5. Mafroukeh Festou / Semolina Pistachio Truffle
Ending this article on a sweet and slightly fancy note, here’s a Lebanese specialty. If you’re a fan of pistachios, you should definitely give this a go.
Total time: 40 mins
- 200 g knefeh mafroukeh (semolina flour)
- 300 g pistachio
- 50 g butter
- 200 g powdered sugar
- 75 g blossom water (orange blossom water)
- 30 g lemon glaze, optional
- ashta to taste (clotted cream)
- Put the Knefeh Mafroukeh in the blender. Add the pistachio and mix.
- Add the butter, the powdered sugar and mix again.

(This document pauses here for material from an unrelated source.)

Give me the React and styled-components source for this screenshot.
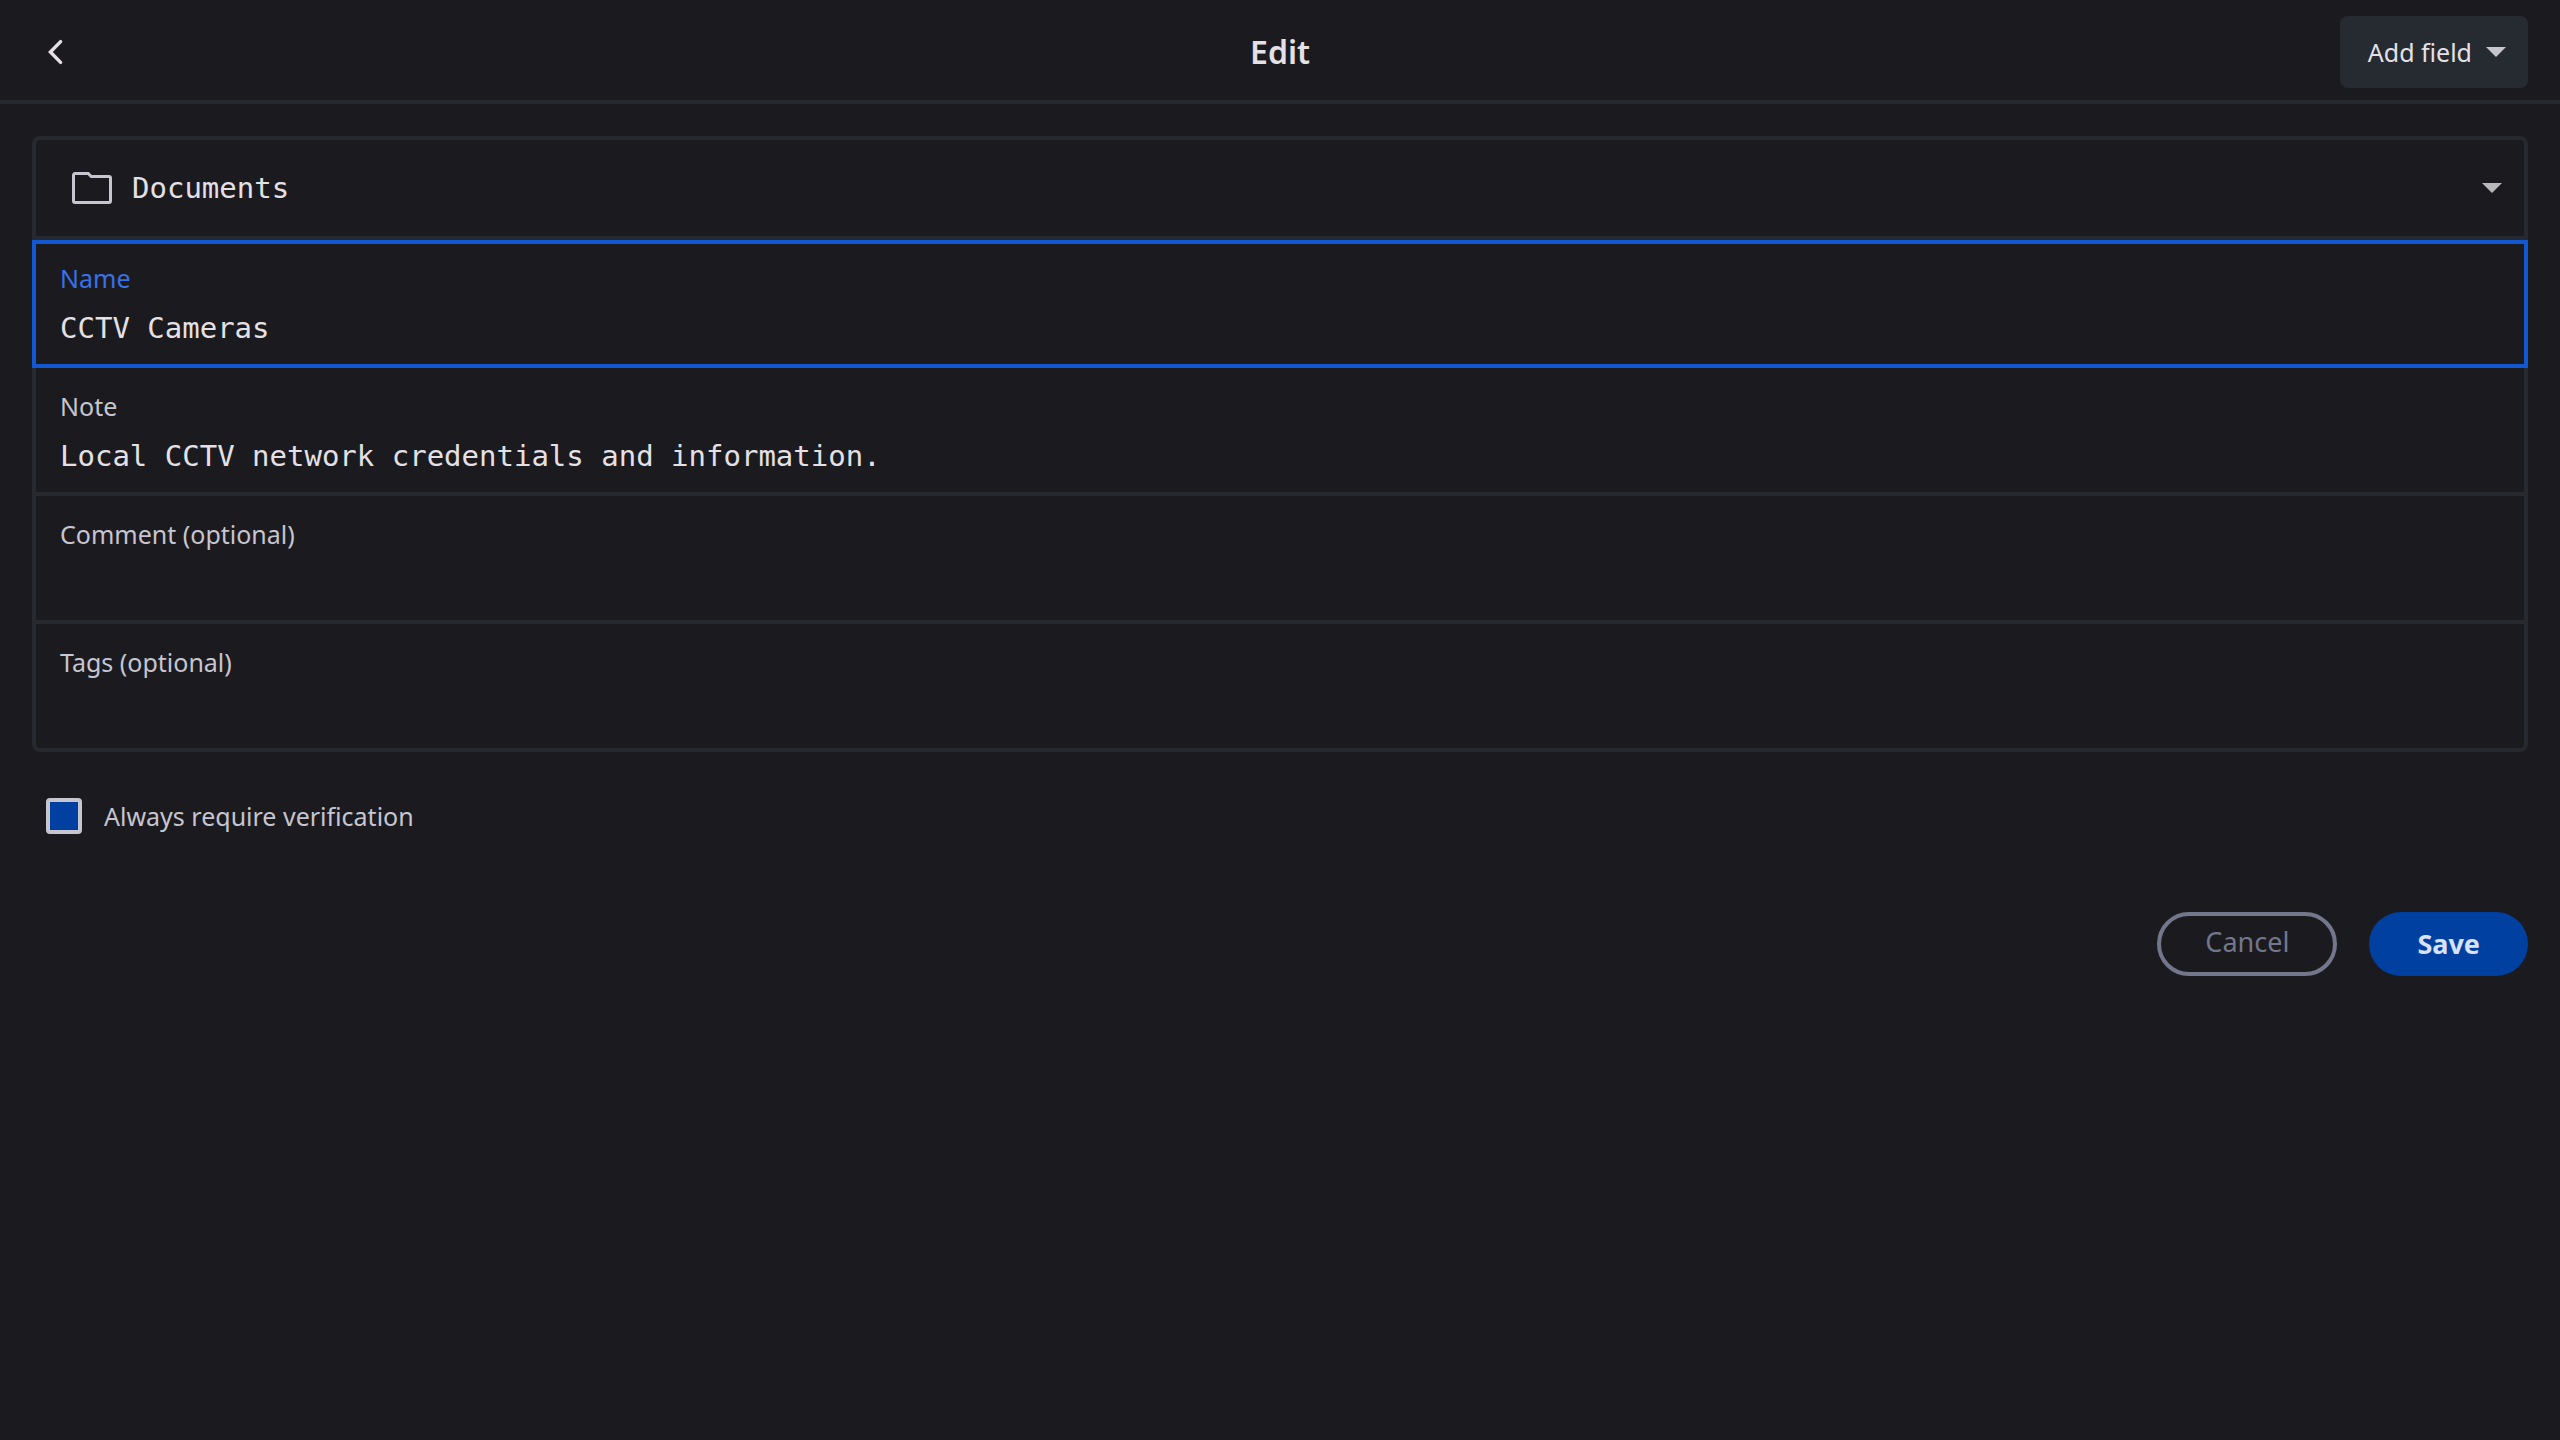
import React, { useState } from 'react'
import styled, { createGlobalStyle } from 'styled-components';

const GlobalStyle = createGlobalStyle`
    * {
        box-sizing: border-box;
    }
    body {
        margin: 0;
        background: #1b1b1f;
        color: #e4e1e6;
        font-family: 'Noto Sans', sans-serif;
        font-size: 25px;
        line-height: 32px;
    }
    button, input, select {
        margin: 0;
        padding: 0;
        border: 0;
        background: none;
        color: inherit;
        font: inherit;
    }
    button, select {
        cursor: pointer;
    }
`

const Header = styled.header`
    display: grid;
    grid-template-columns: 1fr auto 1fr;
    align-items: center;
    height: 104px;
    padding: 4px 32px 0;
    border-bottom: 4px solid #26292f;
`

const Title = styled.h1`
    margin: 0;
    font-size: 32px;
    font-weight: 600;
    line-height: 40px;
`

const BackButton = styled.button`
    justify-self: start;
    display: flex;
    padding: 12px;
`

const AddFieldButton = styled.button`
    justify-self: end;
    display: flex;
    align-items: center;
    gap: 14px;
    height: 72px;
    padding: 0 22px 0 28px;
    border-radius: 8px;
    background: #262a31;
    color: #e4e1e6;
`

const EditForm = styled.form`
    padding: 32px;
`

const FolderRow = styled.div`
    display: flex;
    align-items: center;
    gap: 20px;
    height: 104px;
    padding: 0 22px 0 36px;
    border: 4px solid #26292f;
    border-radius: 8px 8px 0 0;
`

const FolderSelect = styled.select`
    flex: 1;
    appearance: none;
    outline: none;
    font-family: 'DejaVu Sans Mono', monospace;
    font-size: 29px;
    line-height: 40px;

    option {
        background: #1b1b1f;
    }
`

const FieldRow = styled.div`
    display: flex;
    flex-direction: column;
    gap: 14px;
    padding: 22px 24px 16px;
    border: 4px solid ${({ $active }) => ($active ? '#1158d2' : '#26292f')};
    border-top: 0;
    box-shadow: ${({ $active }) => ($active ? 'inset 0 4px 0 #1158d2' : 'none')};

    &:last-child {
        border-radius: 0 0 8px 8px;
    }
`

const FieldLabel = styled.label`
    color: ${({ $active }) => ($active ? '#3871e8' : '#c6c5d0')};
`

const FieldInput = styled.input`
    width: 100%;
    height: 40px;
    outline: none;
    font-family: 'DejaVu Sans Mono', monospace;
    font-size: 29px;
    line-height: 40px;
`

const VerifyLabel = styled.label`
    display: flex;
    align-items: center;
    gap: 22px;
    width: fit-content;
    margin-top: 46px;
    padding-left: 14px;
    color: #c6c5d0;
`

const VerifyCheckbox = styled.input`
    appearance: none;
    width: 36px;
    height: 36px;
    border: 4px solid #c6c5d0;
    border-radius: 4px;
    background: #0040a1;
`

const Actions = styled.div`
    display: flex;
    justify-content: flex-end;
    gap: 32px;
    margin-top: 78px;
`

const CancelButton = styled.button`
    height: 64px;
    padding: 0 44px 4px;
    border: 4px solid #73778b;
    border-radius: 32px;
    color: #73778b;
    font-size: 27px;
`

const SaveButton = styled.button`
    height: 64px;
    padding: 0 48px;
    border-radius: 32px;
    background: #0040a1;
    color: #dae1ff;
    font-size: 27px;
    font-weight: 700;
`

function Caret({ color }) {
    return (
        <svg width="20" height="10" viewBox="0 0 20 10" aria-hidden="true">
            <path d="M0 0h20L10 10z" fill={color} />
        </svg>
    )
}

function Field({ id, label, value, active, onFocus, onChange }) {
    return (
        <FieldRow $active={active}>
            <FieldLabel htmlFor={id} $active={active}>{label}</FieldLabel>
            <FieldInput
                id={id}
                type="text"
                value={value}
                onFocus={() => onFocus(id)}
                onChange={(e) => onChange(id, e.target.value)}
            />
        </FieldRow>
    )
}

const fields = [
    { id: 'name', label: 'Name' },
    { id: 'note', label: 'Note' },
    { id: 'comment', label: 'Comment (optional)' },
    { id: 'tags', label: 'Tags (optional)' },
]

function App() {
    const [activeField, setActiveField] = useState('name')
    const [values, setValues] = useState({
        name: 'CCTV Cameras',
        note: 'Local CCTV network credentials and information.',
        comment: '',
        tags: '',
    })

    const handleChange = (id, value) => {
        setValues({ ...values, [id]: value })
    }

    return (
        <>
            <GlobalStyle />
            <Header>
                <BackButton type="button" aria-label="Back">
                    <svg width="24" height="32" viewBox="0 0 24 32" fill="none" aria-hidden="true">
                        <path d="M16.6 5.6L6.4 16l10.2 10.4" stroke="#e4e1e6" strokeWidth="3.4" strokeLinecap="round" />
                    </svg>
                </BackButton>
                <Title>Edit</Title>
                <AddFieldButton type="button">
                    Add field
                    <Caret color="#c6c5d0" />
                </AddFieldButton>
            </Header>
            <EditForm onSubmit={(e) => e.preventDefault()}>
                <div>
                    <FolderRow>
                        <svg width="40" height="32" viewBox="0 0 40 32" fill="none" aria-hidden="true">
                            <path
                                d="M3 1.5h13.2l3 3H37a1.5 1.5 0 0 1 1.5 1.5v23a1.5 1.5 0 0 1-1.5 1.5H3A1.5 1.5 0 0 1 1.5 29V3A1.5 1.5 0 0 1 3 1.5z"
                                stroke="#c6c5d0"
                                strokeWidth="3"
                            />
                        </svg>
                        <FolderSelect aria-label="Folder" defaultValue="Documents">
                            <option>Documents</option>
                        </FolderSelect>
                        <Caret color="#b8b8b8" />
                    </FolderRow>
                    {fields.map(({ id, label }) => (
                        <Field
                            key={id}
                            id={id}
                            label={label}
                            value={values[id]}
                            active={activeField === id}
                            onFocus={setActiveField}
                            onChange={handleChange}
                        />
                    ))}
                </div>
                <VerifyLabel>
                    <VerifyCheckbox type="checkbox" />
                    Always require verification
                </VerifyLabel>
                <Actions>
                    <CancelButton type="button">Cancel</CancelButton>
                    <SaveButton type="submit">Save</SaveButton>
                </Actions>
            </EditForm>
        </>
    )
}

export default App;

- Add the water and mix once more.
- The dough should be the right consistency to form balls.
- Make a hole in the ball to fill it in with the ashta.
- Then place it on a plate.
- Coat it with some lemon glaze.
- Decorate it with more ashta or as desired.
- The lemon glaze is to give it more of a tangy flavor.
- To make your own blossom water, crush orange blossoms in a mortar and pestle until they are a paste. Let sit for 2 hours. Add distilled water and let it sit for 2 weeks. Strain the blossoms out of the water and then add the water to sterilized jars.
There you have it. 5 delicious and easy snacks to make for Hari Raya Haji!
Hope these treats will make your family and you feel satisfied and happy hehehe 🙂 Selamat Hari Raya Haji!